First, let us get started loading the necessary packages. We use Palmer penguin datasets for understanding factor variables and levels in R.
library(tidyverse) library(palmerpenguins)
A quick glimpse of the penguins data show that it has three columns saved as factor variables.
penguins %>% head() ## # A tibble: 6 × 8 ## species island bill_length_mm bill_depth_mm flipper_length_… body_mass_g sex ## <fct> <fct> <dbl> <dbl> <int> <int> <fct> ## 1 Adelie Torge… 39.1 18.7 181 3750 male ## 2 Adelie Torge… 39.5 17.4 186 3800 fema… ## 3 Adelie Torge… 40.3 18 195 3250 fema… ## 4 Adelie Torge… NA NA NA NA <NA> ## 5 Adelie Torge… 36.7 19.3 193 3450 fema… ## 6 Adelie Torge… 39.3 20.6 190 3650 male ## # … with 1 more variable: year <int>
class() function to find the object of a variable
class() function in base R can tell what type of object is a given variable. In this example, if we use class() function on one of the factor variables, we get “factor”

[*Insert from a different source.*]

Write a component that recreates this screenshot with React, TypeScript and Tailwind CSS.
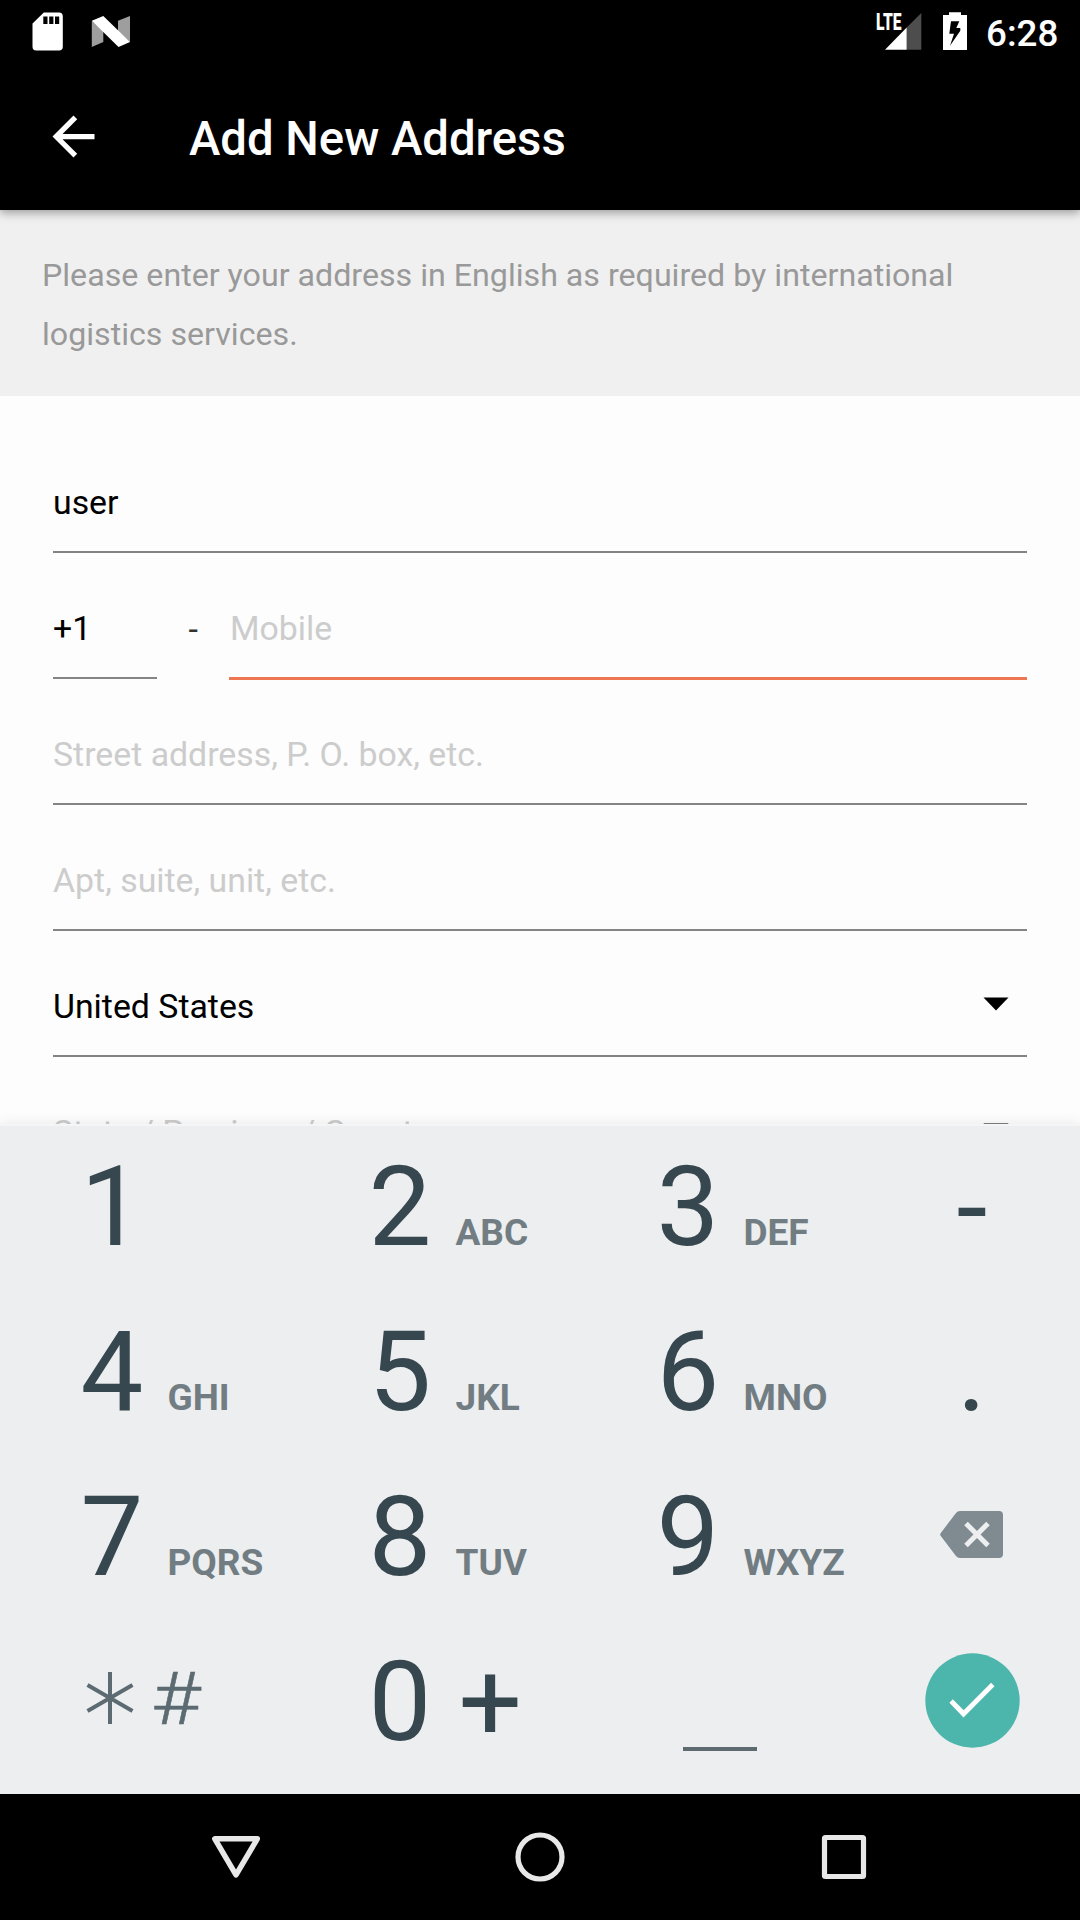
import type { ReactNode } from "react";

function StatusBar() {
  return (
    <div className="flex h-[63px] shrink-0 items-start">
      <svg className="h-[63px] w-[140px]" viewBox="0 0 140 63">
        <path
          fill="#fff"
          fillRule="evenodd"
          d="M43.8 12.5H59a3.8 3.8 0 0 1 3.8 3.8V46.700a3.800 3.800 0 0 1-3.800 3.800H36.300a3.800 3.800 0 0 1-3.800-3.800V23.500ZM43.300 16.500V24h4.200v-7.500ZM49.200 16.500V24h4.200v-7.500ZM55 16.500V24h4.200v-7.500Z"
        />
        <path fill="#9e9e9e" d="M91.800 20.700L103.300 31V42L91.800 47ZM118 20.700L130 16V42L118 32Z" />
        <path fill="#fff" d="M91.800 20.700L103.300 16L130 42L118.500 47Z" />
      </svg>
      <div className="flex-1" />
      <div className="relative h-[63px] w-[102px]">
        <svg className="h-[63px] w-[102px]" viewBox="870 0 102 63">
          <path fill="#4d4d4d" d="M906.700 27.500L921.300 13V49.700H906.700Z" />
          <path fill="#fff" d="M885 49.700L906.700 27.500V49.700Z" />
          <path
            fill="#fff"
            fillRule="evenodd"
            d="M943 15H949V12.300H961V15H967V50H943ZM951 21.300L949.300 33.700H954L950 45.700L960.300 30.700V28H956.300L959.300 21.300Z"
          />
        </svg>
        <span className="absolute top-[11px] left-[6px] origin-left scale-x-[0.68] text-[23px] leading-[23px] font-black">
          LTE
        </span>
      </div>
      <span className="w-[108px] pl-[14px] text-[36.750px] leading-[67px] font-medium">6:28</span>
    </div>
  );
}

function Toolbar() {
  return (
    <div className="flex h-[147px] shrink-0 items-start">
      <svg className="mt-[42px] ml-[42px] size-[63px]" viewBox="0 0 24 24" fill="#fff">
        <path d="M20 11H7.830l5.590-5.590L12 4l-8 8 8 8 1.410-1.410L7.830 13H20v-2z" />
      </svg>
      <h1 className="ml-[84px] text-[47.250px] leading-[152px] font-medium">Add New Address</h1>
    </div>
  );
}

function Field({
  children,
  className = "",
  line = "bg-[#848484] h-[2px]",
}: {
  children: ReactNode;
  className?: string;
  line?: string;
}) {
  return (
    <div className={`flex h-[126px] shrink-0 flex-col ${className}`}>
      <div className="flex h-[124px] shrink-0 items-end text-[33.850px] leading-[40px]">
        <div className="flex h-[68px] flex-1 items-start justify-between">{children}</div>
      </div>
      <div className={`shrink-0 ${line}`} />
    </div>
  );
}

function Caret() {
  return (
    <svg className="mt-[10px] mr-[18.500px] h-[14px] w-[26px]" viewBox="0 0 26 14">
      <path d="M.5 .5H25.500L13 13.500Z" />
    </svg>
  );
}

function Key({ digit, letters }: { digit: string; letters?: string }) {
  return (
    <div className="flex h-[165px] w-[288px] items-baseline text-[#37474f]">
      <span className="w-[87px] text-[111.800px] leading-[161px]">{digit}</span>
      <span className="text-[37px] font-bold text-[#717d82]">{letters}</span>
    </div>
  );
}

function Keypad() {
  return (
    <div className="relative z-10 grid h-[668px] shrink-0 grid-cols-[288px_288px_288px_1fr] grid-rows-[165px_165px_165px_165px] bg-[#eceeef] pl-[80.500px] shadow-[0_-2px_0_#f4f5f6,0_-3px_12px_rgba(0,0,0,0.08)]">
      <Key digit="1" />
      <Key digit="2" letters="ABC" />
      <Key digit="3" letters="DEF" />
      <span className="pl-[12px] text-[111.800px] leading-[164px] text-[#37474f]">-</span>
      <Key digit="4" letters="GHI" />
      <Key digit="5" letters="JKL" />
      <Key digit="6" letters="MNO" />
      <span className="pl-[12.500px] text-[111.800px] leading-[161px] text-[#37474f]">.</span>
      <Key digit="7" letters="PQRS" />
      <Key digit="8" letters="TUV" />
      <Key digit="9" letters="WXYZ" />
      <svg className="mt-[55px] ml-[-4.500px] h-[47px] w-[63px]" viewBox="0 0 63 47">
        <path
          fill="#7f8b90"
          d="M16 2Q17.500 0 20 0H59Q63 0 63 4V43Q63 47 59 47H20Q17.500 47 16 45L.6 24.800Q-.2 23.500.6 22.200Z"
        />
        <path stroke="#eceeef" strokeWidth="5" d="M26 12.500L48 34.500M48 12.500L26 34.500" />
      </svg>
      <div className="flex items-start">
        <svg className="mt-[51px] ml-[5.500px] h-[52px] w-[48px]" viewBox="0 0 48 52">
          <path
            fill="none"
            stroke="#5c6b72"
            strokeWidth="4"
            d="M24 0V52M1.500 13L46.500 39M46.500 13L1.500 39"
          />
        </svg>
        <span className="ml-[16.500px] origin-left scale-x-[1.17] pt-[35px] text-[73px] leading-[86px] font-light text-[#5c6b72] [-webkit-text-stroke:0.500px_#5c6b72]">
          #
        </span>
      </div>
      <div className="flex items-baseline text-[#37474f]">
        <span className="w-[90px] text-[111.800px] leading-[161px]">0</span>
        <span className="text-[112px] leading-[100px]">+</span>
      </div>
      <div className="mt-[125.500px] ml-[26px] h-[4px] w-[74px] bg-[#5f6a70]" />
      <svg className="mt-[31.500px] ml-[-20px] size-[95px]" viewBox="924.700 1652.500 95 95">
        <circle cx="972.200" cy="1700" r="47.200" fill="#4db6ac" />
        <path
          fill="#fff"
          d="M949.100 1702.300L952.500 1698.700L963.400 1709.700L990.800 1682.300L994.200 1685.700L963.200 1717Z"
        />
      </svg>
    </div>
  );
}

function NavBar() {
  return (
    <div className="flex h-[126px] shrink-0 items-center justify-center gap-[240px] bg-black">
      <svg className="size-[64px]" viewBox="204 1825 64 64" fill="none" stroke="#e8e8e8">
        <path strokeWidth="5.500" strokeLinejoin="round" d="M214.800 1838.800H257.300L236 1874.800Z" />
      </svg>
      <svg className="size-[64px]" viewBox="508 1825 64 64" fill="none" stroke="#e8e8e8">
        <circle cx="540" cy="1857" r="22" strokeWidth="5.200" />
      </svg>
      <svg className="size-[64px]" viewBox="812 1825 64 64" fill="none" stroke="#e8e8e8">
        <rect x="824.500" y="1837.500" width="39" height="39" rx="1" strokeWidth="5.200" strokeLinejoin="round" />
      </svg>
    </div>
  );
}

export default function App() {
  return (
    <div className="flex h-[1920px] w-[1080px] flex-col overflow-hidden bg-[#fdfdfd] font-[Roboto,sans-serif] text-black">
      <header className="relative z-10 flex shrink-0 flex-col bg-black text-white shadow-[0_3px_9px_rgba(0,0,0,0.35)]">
        <StatusBar />
        <Toolbar />
      </header>
      <p className="h-[185.500px] shrink-0 bg-[#f0f0f0] pt-[36px] pl-[42px] text-[32.180px] leading-[59px] text-[#999]">
        Please enter your address in English as required by international
        <br />
        logistics services.
      </p>
      <main className="flex h-[730.500px] shrink-0 flex-col overflow-hidden px-[53px] pt-[31.500px]">
        <Field>user</Field>
        <div className="flex">
          <Field className="w-[104.400px]">+1</Field>
          <span className="w-[72px] pt-[56px] pl-[31px] text-[34.125px] leading-[40px] text-[#333]">-</span>
          <Field className="flex-1" line="bg-[#ee7752] h-[3px]">
            <span className="pl-[0.600px] text-[#ccc]">Mobile</span>
          </Field>
        </div>
        <Field>
          <span className="text-[#ccc]">Street address, P. O. box, etc.</span>
        </Field>
        <Field>
          <span className="text-[#ccc]">Apt, suite, unit, etc.</span>
        </Field>
        <Field>
          <span>United States</span>
          <Caret />
        </Field>
        <Field>
          <span className="text-[#ccc]">State / Province / County</span>
          <Caret />
        </Field>
      </main>
      <Keypad />
      <NavBar />
    </div>
  );
}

class(penguins$sex) ## [1] "factor"
If we apply class() function on an integer variable, we get numeric as shown below.
class(penguins$bill_length_mm) ## [1] "numeric"
str() function to get levels of a factor variable
Although we use class() function to find out if a variable is factor or some other type, it does not tell us the levels of a factor, when the variable of interest is a factor. To get the levels of a factor, we can use str() function. str() function in base R can identify a variable and give us the levels of a factor variable and also the actual values of the factor variable.
str(penguins$sex) ## Factor w/ 2 levels "female","male": 2 1 1 NA 1 2 1 2 NA NA ...
levels() function to find the levels of a factor variable in R
levels() function applied to a factor variable gives us the levels of a factor variable. In the example below, levels() function on sex variable gives us its two values female and male in the dataframe.
levels(penguins$sex) ## [1] "female" "male"
We can also use pipe operator on the variable of interest and levels() to get the values of a factor.
penguins$sex %>% levels() ## [1] "female" "male"
Similarly, when we apply levels() on numerical variable we get NULL as levels of the variable.
levels(penguins$bill_depth_mm) ## NULL
Finding levels of factor with forcats::fct_count()
We can get the levels of a factor variable using tidyversd in a bit indirect way. The R package forcats, a part of tidyverse suite of R packages has two functions that can be handy in understanding factors and their levels.
First function in forcats useful for understanding factors is fct_count(). This function counts the number of items for each level of the factor variable. In addition to the levels, this function also gives us the counts of NAs, missing values.
penguins %>% pull(sex) %>% forcats::fct_count() ## # A tibble: 3 × 2 ## f n ## <fct> <int> ## 1 female 165 ## 2 male 168 ## 3 <NA> 11
fct_count() function expects the input to be a factor variable. If we give non-factor variable as input to fct_count() function we get the following error.
penguins %>% pull(bill_length_mm) %>% forcats::fct_count() Error: `f` must be a factor (or character vector).
Finding levels of factor with forcats::fct_unique()
fct_unque() is another function available in forcats package that can give us the factor levels. For example, in the example below we get female and male as the levels.
penguins %>% pull(sex) %>% forcats::fct_unique() ## [1] female male ## Levels: female male
When fct_unique() is applied to a numerical variable it does not throw any error.
penguins %>% pull(bill_length_mm) %>% forcats::fct_unique() ## factor(0) ## Levels: